## Do this
Scan the data for lines with "Clone" and report the count by itself.

━━━━━ Material provided ━━━━━

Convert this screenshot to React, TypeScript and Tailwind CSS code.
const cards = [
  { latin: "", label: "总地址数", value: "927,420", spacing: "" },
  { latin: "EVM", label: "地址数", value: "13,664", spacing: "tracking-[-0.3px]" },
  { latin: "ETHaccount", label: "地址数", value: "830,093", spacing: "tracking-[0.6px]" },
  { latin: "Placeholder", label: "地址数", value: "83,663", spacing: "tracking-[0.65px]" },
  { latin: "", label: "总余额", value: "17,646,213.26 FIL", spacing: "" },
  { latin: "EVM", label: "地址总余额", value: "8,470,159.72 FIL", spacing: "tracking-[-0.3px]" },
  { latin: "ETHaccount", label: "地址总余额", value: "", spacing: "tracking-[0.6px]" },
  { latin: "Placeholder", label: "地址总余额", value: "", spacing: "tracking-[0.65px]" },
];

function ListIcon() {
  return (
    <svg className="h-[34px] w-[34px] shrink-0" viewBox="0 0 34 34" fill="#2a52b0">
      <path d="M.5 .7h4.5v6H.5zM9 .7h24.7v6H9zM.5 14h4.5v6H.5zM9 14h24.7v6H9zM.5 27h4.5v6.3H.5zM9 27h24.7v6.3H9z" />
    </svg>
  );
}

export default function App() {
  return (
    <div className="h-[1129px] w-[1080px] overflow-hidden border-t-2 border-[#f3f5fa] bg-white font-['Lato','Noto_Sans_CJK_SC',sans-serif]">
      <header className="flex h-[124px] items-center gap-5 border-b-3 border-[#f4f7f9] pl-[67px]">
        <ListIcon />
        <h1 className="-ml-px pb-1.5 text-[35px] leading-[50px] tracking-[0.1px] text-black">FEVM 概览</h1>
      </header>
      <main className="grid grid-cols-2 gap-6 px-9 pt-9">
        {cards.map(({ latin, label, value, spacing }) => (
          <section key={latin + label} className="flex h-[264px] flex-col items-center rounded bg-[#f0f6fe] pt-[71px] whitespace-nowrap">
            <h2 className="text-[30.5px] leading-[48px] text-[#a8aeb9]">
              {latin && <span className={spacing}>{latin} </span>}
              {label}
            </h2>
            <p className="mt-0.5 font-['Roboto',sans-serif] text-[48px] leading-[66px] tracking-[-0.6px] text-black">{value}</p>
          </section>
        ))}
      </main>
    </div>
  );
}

━━━━━
━━━━━ Material provided ━━━━━

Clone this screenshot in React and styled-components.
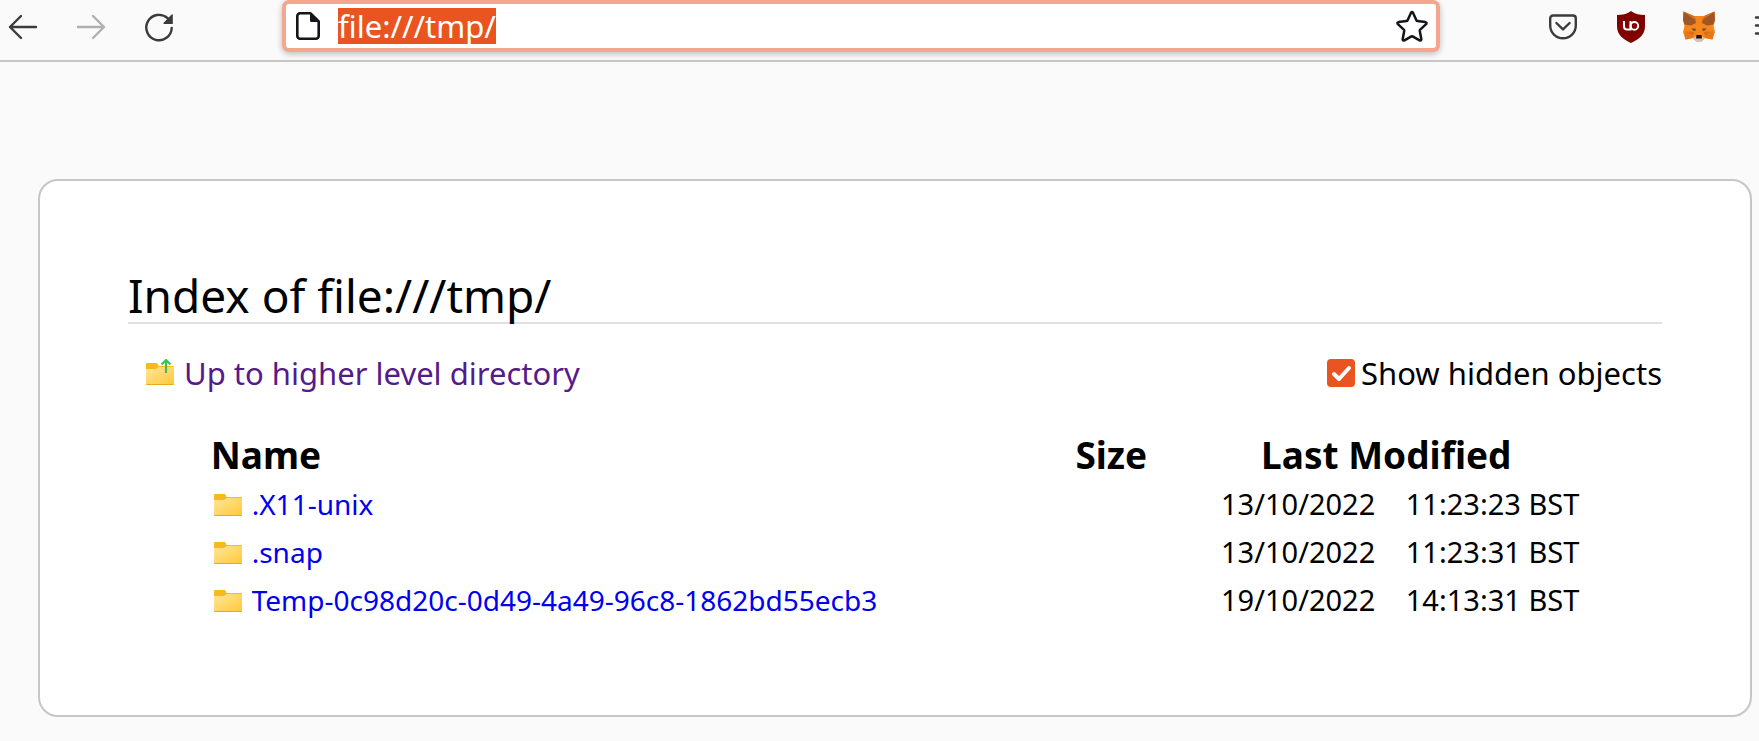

━━━━━
━━━━━ Material provided ━━━━━

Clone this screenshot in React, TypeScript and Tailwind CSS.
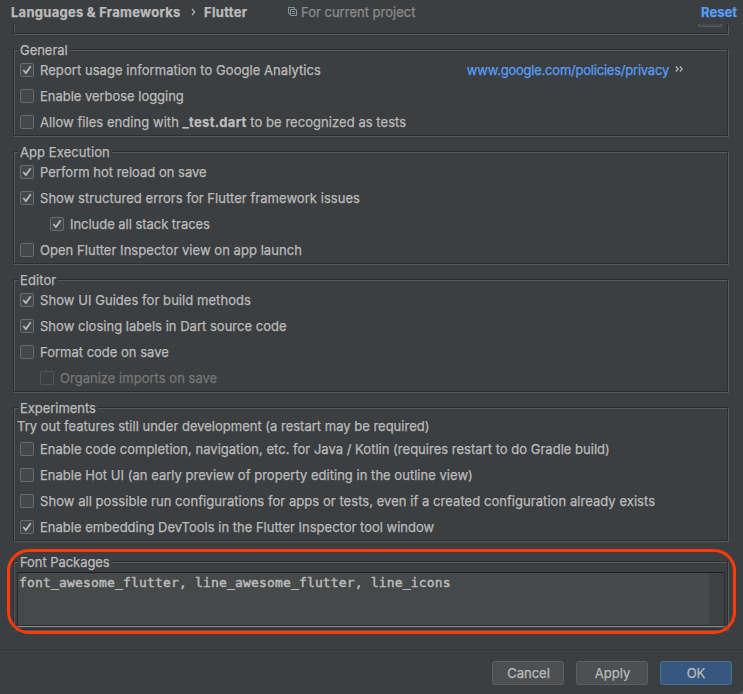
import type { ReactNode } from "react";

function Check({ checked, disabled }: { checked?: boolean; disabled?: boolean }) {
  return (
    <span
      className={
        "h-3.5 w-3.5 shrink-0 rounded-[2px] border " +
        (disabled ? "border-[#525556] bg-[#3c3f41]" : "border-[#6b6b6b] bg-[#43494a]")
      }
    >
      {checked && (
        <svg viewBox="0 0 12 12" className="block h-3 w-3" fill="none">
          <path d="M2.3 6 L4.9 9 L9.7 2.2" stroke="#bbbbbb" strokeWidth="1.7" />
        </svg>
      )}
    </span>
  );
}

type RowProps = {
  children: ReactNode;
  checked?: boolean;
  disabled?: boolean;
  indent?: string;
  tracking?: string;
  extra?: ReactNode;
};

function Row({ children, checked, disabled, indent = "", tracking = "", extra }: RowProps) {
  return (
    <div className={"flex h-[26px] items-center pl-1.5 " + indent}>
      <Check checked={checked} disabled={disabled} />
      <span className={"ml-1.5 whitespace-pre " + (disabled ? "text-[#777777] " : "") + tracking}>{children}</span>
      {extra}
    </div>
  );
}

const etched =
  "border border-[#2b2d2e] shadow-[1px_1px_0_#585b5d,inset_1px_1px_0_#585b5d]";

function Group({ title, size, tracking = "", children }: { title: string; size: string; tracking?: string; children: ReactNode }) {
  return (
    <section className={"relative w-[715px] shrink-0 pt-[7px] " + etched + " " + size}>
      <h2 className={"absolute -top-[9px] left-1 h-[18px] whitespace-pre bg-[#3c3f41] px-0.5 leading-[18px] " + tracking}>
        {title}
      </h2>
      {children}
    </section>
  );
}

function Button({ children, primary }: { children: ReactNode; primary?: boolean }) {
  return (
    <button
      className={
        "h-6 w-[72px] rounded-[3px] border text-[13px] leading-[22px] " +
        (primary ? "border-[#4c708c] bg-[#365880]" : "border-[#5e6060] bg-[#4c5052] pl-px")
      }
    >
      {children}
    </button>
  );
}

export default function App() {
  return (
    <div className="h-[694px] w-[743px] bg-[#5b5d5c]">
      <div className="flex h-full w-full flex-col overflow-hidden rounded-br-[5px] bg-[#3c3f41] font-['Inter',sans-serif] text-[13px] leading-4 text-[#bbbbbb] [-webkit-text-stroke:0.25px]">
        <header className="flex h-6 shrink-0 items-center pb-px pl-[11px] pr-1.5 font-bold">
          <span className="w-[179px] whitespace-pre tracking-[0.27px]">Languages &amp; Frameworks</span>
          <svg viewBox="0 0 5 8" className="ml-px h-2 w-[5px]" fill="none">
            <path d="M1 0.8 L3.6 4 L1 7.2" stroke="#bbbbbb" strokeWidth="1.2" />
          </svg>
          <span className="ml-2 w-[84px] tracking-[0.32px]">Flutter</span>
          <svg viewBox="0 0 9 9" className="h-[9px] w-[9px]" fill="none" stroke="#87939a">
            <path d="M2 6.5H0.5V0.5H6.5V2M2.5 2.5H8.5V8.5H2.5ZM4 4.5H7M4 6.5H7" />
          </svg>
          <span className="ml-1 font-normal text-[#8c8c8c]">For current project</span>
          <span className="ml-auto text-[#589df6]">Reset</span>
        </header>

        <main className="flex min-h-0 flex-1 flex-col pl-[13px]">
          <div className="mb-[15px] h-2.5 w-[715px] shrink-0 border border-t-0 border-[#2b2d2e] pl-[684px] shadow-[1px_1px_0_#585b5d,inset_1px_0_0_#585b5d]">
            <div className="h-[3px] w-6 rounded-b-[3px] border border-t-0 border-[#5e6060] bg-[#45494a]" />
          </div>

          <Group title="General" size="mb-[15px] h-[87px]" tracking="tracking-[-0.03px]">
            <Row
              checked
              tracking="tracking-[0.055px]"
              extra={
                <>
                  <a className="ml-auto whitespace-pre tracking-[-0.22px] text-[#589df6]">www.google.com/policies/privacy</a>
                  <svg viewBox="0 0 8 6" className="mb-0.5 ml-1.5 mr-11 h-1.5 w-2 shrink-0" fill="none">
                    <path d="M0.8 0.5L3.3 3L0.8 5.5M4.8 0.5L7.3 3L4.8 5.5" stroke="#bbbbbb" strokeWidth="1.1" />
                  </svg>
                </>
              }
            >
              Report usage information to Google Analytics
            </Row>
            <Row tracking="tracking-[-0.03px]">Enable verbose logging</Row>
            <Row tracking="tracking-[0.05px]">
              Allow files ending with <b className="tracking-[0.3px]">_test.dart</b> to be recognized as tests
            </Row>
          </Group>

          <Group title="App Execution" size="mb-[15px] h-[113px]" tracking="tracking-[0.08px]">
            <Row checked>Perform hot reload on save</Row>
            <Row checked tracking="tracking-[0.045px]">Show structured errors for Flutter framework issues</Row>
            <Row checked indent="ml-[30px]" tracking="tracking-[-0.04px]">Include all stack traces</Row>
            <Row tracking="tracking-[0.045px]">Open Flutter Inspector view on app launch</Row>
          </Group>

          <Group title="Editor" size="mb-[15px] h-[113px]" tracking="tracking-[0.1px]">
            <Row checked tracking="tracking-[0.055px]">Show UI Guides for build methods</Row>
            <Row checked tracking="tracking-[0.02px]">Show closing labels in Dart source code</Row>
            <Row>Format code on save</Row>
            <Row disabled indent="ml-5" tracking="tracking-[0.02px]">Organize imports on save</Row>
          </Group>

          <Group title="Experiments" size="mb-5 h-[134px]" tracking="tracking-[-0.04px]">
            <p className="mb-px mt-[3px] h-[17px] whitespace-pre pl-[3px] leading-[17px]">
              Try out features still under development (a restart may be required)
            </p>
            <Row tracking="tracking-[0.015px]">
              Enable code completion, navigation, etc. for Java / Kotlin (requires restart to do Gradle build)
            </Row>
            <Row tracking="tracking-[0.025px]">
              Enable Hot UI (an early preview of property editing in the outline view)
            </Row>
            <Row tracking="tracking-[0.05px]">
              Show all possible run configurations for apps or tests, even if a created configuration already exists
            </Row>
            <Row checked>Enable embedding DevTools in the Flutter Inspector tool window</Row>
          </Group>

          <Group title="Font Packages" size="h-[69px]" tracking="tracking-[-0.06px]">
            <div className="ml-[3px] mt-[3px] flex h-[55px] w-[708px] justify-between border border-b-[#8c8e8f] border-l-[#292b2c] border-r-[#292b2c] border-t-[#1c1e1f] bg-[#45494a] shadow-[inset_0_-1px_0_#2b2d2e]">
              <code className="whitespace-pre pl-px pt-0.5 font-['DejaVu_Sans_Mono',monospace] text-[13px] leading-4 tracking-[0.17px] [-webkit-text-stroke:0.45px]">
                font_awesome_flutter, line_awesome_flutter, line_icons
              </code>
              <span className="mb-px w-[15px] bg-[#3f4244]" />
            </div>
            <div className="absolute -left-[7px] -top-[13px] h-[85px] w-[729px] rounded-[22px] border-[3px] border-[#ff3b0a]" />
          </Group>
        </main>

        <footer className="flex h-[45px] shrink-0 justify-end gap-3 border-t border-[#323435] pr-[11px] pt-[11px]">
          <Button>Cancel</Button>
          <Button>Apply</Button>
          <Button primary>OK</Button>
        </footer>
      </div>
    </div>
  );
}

━━━━━

## Final answer
2